====== INFORMATION SHOWN

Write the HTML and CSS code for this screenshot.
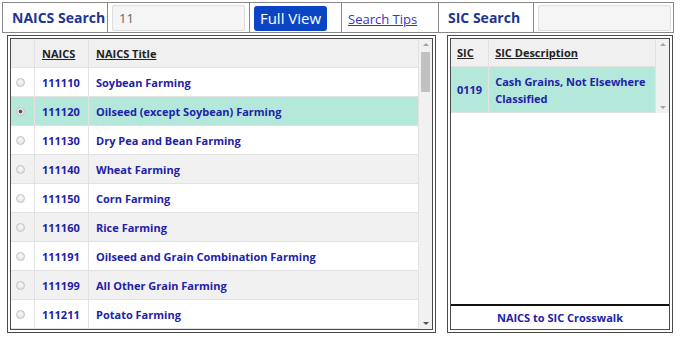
FILE: index.html
```html
<!DOCTYPE html>
<html lang="en">
<head>
    <meta charset="UTF-8">
    <title>NAICS Search</title>
    <link rel="stylesheet" href="styles.css">
</head>
<body>
    <table class="searchbar">
        <colgroup>
            <col style="width:105px"><col style="width:142px"><col style="width:92px">
            <col style="width:97px"><col style="width:95px"><col style="width:140px">
        </colgroup>
        <tr>
            <td class="label-cell">NAICS Search</td>
            <td class="input-cell"><input type="text" value="11"></td>
            <td class="button-cell"><button type="button">Full View</button></td>
            <td class="tips-cell"><a href="#">Search Tips</a></td>
            <td class="label-cell">SIC Search</td>
            <td class="input-cell"><input type="text" value=""></td>
        </tr>
    </table>

    <div class="main">
        <div class="panel naics-panel">
            <div class="list naics-list">
                <table class="grid">
                    <tr class="head"><th class="radio-col"></th><th class="code-col">NAICS</th><th>NAICS Title</th></tr>
                    <tr><td class="radio-col"><input type="radio" name="n"></td><td>111110</td><td>Soybean Farming</td></tr>
                    <tr class="selected"><td class="radio-col"><input type="radio" name="n" checked></td><td>111120</td><td>Oilseed (except Soybean) Farming</td></tr>
                    <tr><td class="radio-col"><input type="radio" name="n"></td><td>111130</td><td>Dry Pea and Bean Farming</td></tr>
                    <tr><td class="radio-col"><input type="radio" name="n"></td><td>111140</td><td>Wheat Farming</td></tr>
                    <tr><td class="radio-col"><input type="radio" name="n"></td><td>111150</td><td>Corn Farming</td></tr>
                    <tr><td class="radio-col"><input type="radio" name="n"></td><td>111160</td><td>Rice Farming</td></tr>
                    <tr><td class="radio-col"><input type="radio" name="n"></td><td>111191</td><td>Oilseed and Grain Combination Farming</td></tr>
                    <tr><td class="radio-col"><input type="radio" name="n"></td><td>111199</td><td>All Other Grain Farming</td></tr>
                    <tr><td class="radio-col"><input type="radio" name="n"></td><td>111211</td><td>Potato Farming</td></tr>
                </table>
            </div>
            <div class="vscroll">
                <span class="arrow up"></span>
                <span class="track"><span class="thumb"></span></span>
                <span class="arrow down"></span>
            </div>
        </div>

        <div class="panel sic-panel">
            <div class="list sic-list">
                <table class="grid sic-grid">
                    <tr class="head"><th class="sic-col">SIC</th><th>SIC Description</th></tr>
                    <tr class="selected"><td class="sic-col">0119</td><td>Cash Grains, Not Elsewhere Classified</td></tr>
                </table>
                <div class="vscroll">
                    <span class="arrow up"></span>
                    <span class="track"></span>
                    <span class="arrow down light"></span>
                </div>
            </div>
            <div class="spacer"></div>
            <div class="crosswalk">NAICS to SIC Crosswalk</div>
        </div>
    </div>
</body>
</html>
```

FILE: styles.css
```css
body {
    margin: 0;
    font-family: "Open Sans", "Noto Sans", sans-serif;
    background-color: white;
}
.searchbar {
    margin: 2px 0 0 2px;
    width: 671px;
    height: 31px;
    table-layout: fixed;
    border-collapse: collapse;
    border: 1px solid #888;
}
.searchbar td {
    border: 1px solid #888;
    padding: 0 4px;
    white-space: nowrap;
}
.label-cell {
    font-size: 14px;
    font-weight: bold;
    color: #1d3592;
}
.searchbar td.label-cell {
    padding-left: 9px;
}
.searchbar input {
    width: 133px;
    height: 26px;
    box-sizing: border-box;
    border: 1px solid #ddd;
    border-radius: 2px;
    background-color: #f5f5f5;
    font-family: "Open Sans", sans-serif;
    font-size: 13px;
    color: #666;
    padding: 0 6px;
}
.searchbar td.input-cell {
    padding-left: 4px;
}
.searchbar button {
    width: 73px;
    height: 25px;
    margin-top: 1px;
    background-color: #0b45c4;
    color: white;
    border: none;
    border-radius: 3px;
    font-family: "Open Sans", sans-serif;
    font-size: 15px;
    padding: 0;
}
.searchbar td.tips-cell {
    padding-left: 6px;
}
.tips-cell a {
    color: #3434c4;
    font-size: 13px;
}
.main {
    display: flex;
    gap: 11px;
    margin: 2px 0 0 7px;
    height: 298px;
}
.panel {
    border: 4px double #4a4a4a;
    background: white;
}
.naics-panel {
    width: 421px;
    display: flex;
}
.sic-panel {
    width: 218px;
    display: flex;
    flex-direction: column;
}
.list {
    overflow: hidden;
}
.naics-list {
    flex: 1;
    height: 290px;
}
.sic-list {
    display: flex;
    height: 74px;
}
.vscroll {
    width: 13px;
    display: flex;
    flex-direction: column;
    background-color: #f1f1f1;
}
.arrow {
    height: 11px;
    display: flex;
    align-items: center;
    justify-content: center;
}
.arrow::after {
    content: "";
    border-left: 3px solid transparent;
    border-right: 3px solid transparent;
}
.arrow.up::after {
    border-bottom: 3px solid #a3a3a3;
}
.arrow.down::after {
    border-top: 3px solid #505050;
}
.arrow.down.light::after {
    border-top-color: #a3a3a3;
}
.track {
    flex: 1;
    padding: 2px 2px 0;
}
.thumb {
    display: block;
    height: 40px;
    background-color: #c1c1c1;
}
.grid {
    flex: 1;
    width: 100%;
    border-collapse: collapse;
    font-size: 11px;
    font-weight: bold;
}
.grid th {
    text-align: left;
    color: #222;
    text-decoration: underline;
    background-color: #f0f0f0;
    height: 28px;
    padding: 0 7px;
    border-right: 1px solid #e2e2e2;
    border-bottom: 1px solid #e2e2e2;
}
.grid td {
    color: #2121a8;
    height: 28px;
    padding: 0 7px;
    border-right: 1px solid #e2e2e2;
    border-bottom: 1px solid #e2e2e2;
}
.grid tr:nth-child(odd) td {
    background-color: #f1f1f1;
}
.grid tr.selected td {
    background-color: #b3e8da;
}
.radio-col {
    width: 8px;
}
.grid td.radio-col {
    padding: 0 9px 0 5px;
}
.code-col {
    width: 39px;
}
input[type="radio"] {
    appearance: none;
    display: block;
    margin: 0;
    width: 9px;
    height: 9px;
    border-radius: 50%;
    border: 1px solid #c4c4c4;
    background: radial-gradient(circle at 50% 40%, #fafafa, #dcdcdc);
}
input[type="radio"]:checked {
    background: radial-gradient(circle, #555 0, #555 1.6px, #e4e4e4 2.2px);
}
.sic-grid th {
    height: 27px;
    padding: 0 6px;
}
.sic-grid td {
    height: 45px;
    line-height: 17px;
    padding: 0 6px;
}
.sic-col {
    width: 24px;
}
.spacer {
    flex: 1;
}
.crosswalk {
    border-top: 2px solid #111;
    height: 23px;
    line-height: 23px;
    text-align: center;
    font-size: 11px;
    font-weight: bold;
    color: #2121a8;
}
```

============

Reproduce the material above in full, exactly, with no images.

ANSWER TO THE EXERCISE:
Write the HTML and CSS code for this screenshot.
FILE: index.html
```html
<!DOCTYPE html>
<html lang="en">
<head>
    <meta charset="UTF-8">
    <title>NAICS Search</title>
    <link rel="stylesheet" href="styles.css">
</head>
<body>
    <table class="searchbar">
        <colgroup>
            <col style="width:105px"><col style="width:142px"><col style="width:92px">
            <col style="width:97px"><col style="width:95px"><col style="width:140px">
        </colgroup>
        <tr>
            <td class="label-cell">NAICS Search</td>
            <td class="input-cell"><input type="text" value="11"></td>
            <td class="button-cell"><button type="button">Full View</button></td>
            <td class="tips-cell"><a href="#">Search Tips</a></td>
            <td class="label-cell">SIC Search</td>
            <td class="input-cell"><input type="text" value=""></td>
        </tr>
    </table>

    <div class="main">
        <div class="panel naics-panel">
            <div class="list naics-list">
                <table class="grid">
                    <tr class="head"><th class="radio-col"></th><th class="code-col">NAICS</th><th>NAICS Title</th></tr>
                    <tr><td class="radio-col"><input type="radio" name="n"></td><td>111110</td><td>Soybean Farming</td></tr>
                    <tr class="selected"><td class="radio-col"><input type="radio" name="n" checked></td><td>111120</td><td>Oilseed (except Soybean) Farming</td></tr>
                    <tr><td class="radio-col"><input type="radio" name="n"></td><td>111130</td><td>Dry Pea and Bean Farming</td></tr>
                    <tr><td class="radio-col"><input type="radio" name="n"></td><td>111140</td><td>Wheat Farming</td></tr>
                    <tr><td class="radio-col"><input type="radio" name="n"></td><td>111150</td><td>Corn Farming</td></tr>
                    <tr><td class="radio-col"><input type="radio" name="n"></td><td>111160</td><td>Rice Farming</td></tr>
                    <tr><td class="radio-col"><input type="radio" name="n"></td><td>111191</td><td>Oilseed and Grain Combination Farming</td></tr>
                    <tr><td class="radio-col"><input type="radio" name="n"></td><td>111199</td><td>All Other Grain Farming</td></tr>
                    <tr><td class="radio-col"><input type="radio" name="n"></td><td>111211</td><td>Potato Farming</td></tr>
                </table>
            </div>
            <div class="vscroll">
                <span class="arrow up"></span>
                <span class="track"><span class="thumb"></span></span>
                <span class="arrow down"></span>
            </div>
        </div>

        <div class="panel sic-panel">
            <div class="list sic-list">
                <table class="grid sic-grid">
                    <tr class="head"><th class="sic-col">SIC</th><th>SIC Description</th></tr>
                    <tr class="selected"><td class="sic-col">0119</td><td>Cash Grains, Not Elsewhere Classified</td></tr>
                </table>
                <div class="vscroll">
                    <span class="arrow up"></span>
                    <span class="track"></span>
                    <span class="arrow down light"></span>
                </div>
            </div>
            <div class="spacer"></div>
            <div class="crosswalk">NAICS to SIC Crosswalk</div>
        </div>
    </div>
</body>
</html>
```

FILE: styles.css
```css
body {
    margin: 0;
    font-family: "Open Sans", "Noto Sans", sans-serif;
    background-color: white;
}
.searchbar {
    margin: 2px 0 0 2px;
    width: 671px;
    height: 31px;
    table-layout: fixed;
    border-collapse: collapse;
    border: 1px solid #888;
}
.searchbar td {
    border: 1px solid #888;
    padding: 0 4px;
    white-space: nowrap;
}
.label-cell {
    font-size: 14px;
    font-weight: bold;
    color: #1d3592;
}
.searchbar td.label-cell {
    padding-left: 9px;
}
.searchbar input {
    width: 133px;
    height: 26px;
    box-sizing: border-box;
    border: 1px solid #ddd;
    border-radius: 2px;
    background-color: #f5f5f5;
    font-family: "Open Sans", sans-serif;
    font-size: 13px;
    color: #666;
    padding: 0 6px;
}
.searchbar td.input-cell {
    padding-left: 4px;
}
.searchbar button {
    width: 73px;
    height: 25px;
    margin-top: 1px;
    background-color: #0b45c4;
    color: white;
    border: none;
    border-radius: 3px;
    font-family: "Open Sans", sans-serif;
    font-size: 15px;
    padding: 0;
}
.searchbar td.tips-cell {
    padding-left: 6px;
}
.tips-cell a {
    color: #3434c4;
    font-size: 13px;
}
.main {
    display: flex;
    gap: 11px;
    margin: 2px 0 0 7px;
    height: 298px;
}
.panel {
    border: 4px double #4a4a4a;
    background: white;
}
.naics-panel {
    width: 421px;
    display: flex;
}
.sic-panel {
    width: 218px;
    display: flex;
    flex-direction: column;
}
.list {
    overflow: hidden;
}
.naics-list {
    flex: 1;
    height: 290px;
}
.sic-list {
    display: flex;
    height: 74px;
}
.vscroll {
    width: 13px;
    display: flex;
    flex-direction: column;
    background-color: #f1f1f1;
}
.arrow {
    height: 11px;
    display: flex;
    align-items: center;
    justify-content: center;
}
.arrow::after {
    content: "";
    border-left: 3px solid transparent;
    border-right: 3px solid transparent;
}
.arrow.up::after {
    border-bottom: 3px solid #a3a3a3;
}
.arrow.down::after {
    border-top: 3px solid #505050;
}
.arrow.down.light::after {
    border-top-color: #a3a3a3;
}
.track {
    flex: 1;
    padding: 2px 2px 0;
}
.thumb {
    display: block;
    height: 40px;
    background-color: #c1c1c1;
}
.grid {
    flex: 1;
    width: 100%;
    border-collapse: collapse;
    font-size: 11px;
    font-weight: bold;
}
.grid th {
    text-align: left;
    color: #222;
    text-decoration: underline;
    background-color: #f0f0f0;
    height: 28px;
    padding: 0 7px;
    border-right: 1px solid #e2e2e2;
    border-bottom: 1px solid #e2e2e2;
}
.grid td {
    color: #2121a8;
    height: 28px;
    padding: 0 7px;
    border-right: 1px solid #e2e2e2;
    border-bottom: 1px solid #e2e2e2;
}
.grid tr:nth-child(odd) td {
    background-color: #f1f1f1;
}
.grid tr.selected td {
    background-color: #b3e8da;
}
.radio-col {
    width: 8px;
}
.grid td.radio-col {
    padding: 0 9px 0 5px;
}
.code-col {
    width: 39px;
}
input[type="radio"] {
    appearance: none;
    display: block;
    margin: 0;
    width: 9px;
    height: 9px;
    border-radius: 50%;
    border: 1px solid #c4c4c4;
    background: radial-gradient(circle at 50% 40%, #fafafa, #dcdcdc);
}
input[type="radio"]:checked {
    background: radial-gradient(circle, #555 0, #555 1.6px, #e4e4e4 2.2px);
}
.sic-grid th {
    height: 27px;
    padding: 0 6px;
}
.sic-grid td {
    height: 45px;
    line-height: 17px;
    padding: 0 6px;
}
.sic-col {
    width: 24px;
}
.spacer {
    flex: 1;
}
.crosswalk {
    border-top: 2px solid #111;
    height: 23px;
    line-height: 23px;
    text-align: center;
    font-size: 11px;
    font-weight: bold;
    color: #2121a8;
}
```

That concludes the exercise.